After MP16, a faunal turnover occurred, marking the extinctions of the lophiodonts, European hyrachyids, and European crocodylomorphs except forDiplocynodon. The causes of the faunal turnover have been attributed to a shift from humid and highly tropical environments to drier and more temperate forests with open areas and more tough vegetation. The surviving herbivorous faunas shifted their dentitions and dietary strategies accordingly to adapt to the tough and seasonal vegetation. However, the environments were still somewhat subhumid and covered by subtropical evergreen forests. The Palaeotheriidae was the sole remaining European perissodactyl group, and frugivorous-folivorous or purely folivorous artiodactyls became the dominant group in western Europe.

=== Late Eocene and Early Oligocene ===
The Late Eocene unit MP17 (37.8–37.0 mya) records as many as four total species of Pseudamphimeryx: P. renevieri, P. havloviae, P. salesmei, and P. hantonensis. MP17a (37.8–37.5 mya) confirms the continued occurrence of P. renevieri in the French locality of Fons 4; MP17b (37.5–37.0 mya) is the latest unit that Pseudamphimeryx occurs and records both P. renevieri and P. pavloviae from the French locality of Perrière. Starting at MP18 (37.0–35.0 mya), Amphimeryx is found the fossil record. The MP18 locality of La Débruge of France indicates that A. murinus coexisted with a wide variety of mammals such as a wide variety of rodents, palaeotheres, hyaenodonts (Hyaenodon and Pterodon), the dichobunid Dichobune, anoplotheriids (Anoplotherium, Diplobune, Dacrytherium), and the anthracothere Elomeryx.

MP20 (34.0–33.9 mya) marks the last known appearance of A. murinus, but the species A. riparius is apparently recorded solely from the MP21 (33.9–32.5 mya) French locality of Ronzon.

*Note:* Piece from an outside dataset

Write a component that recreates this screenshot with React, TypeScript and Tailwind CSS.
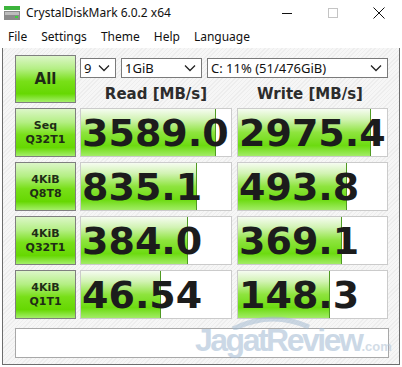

Many other artiodactyl genera from western Europe went extinct as a result of the Grande Coupure; the Ronzon locality indicates that the Amphimerycidae may have survived past the event but went extinct not long after. The causes of the extinctions of many other mammals in western Europe have been attributed to negative interactions with immigrant faunas (competition, predations), environmental changes from cooling climates, or some combination of the two.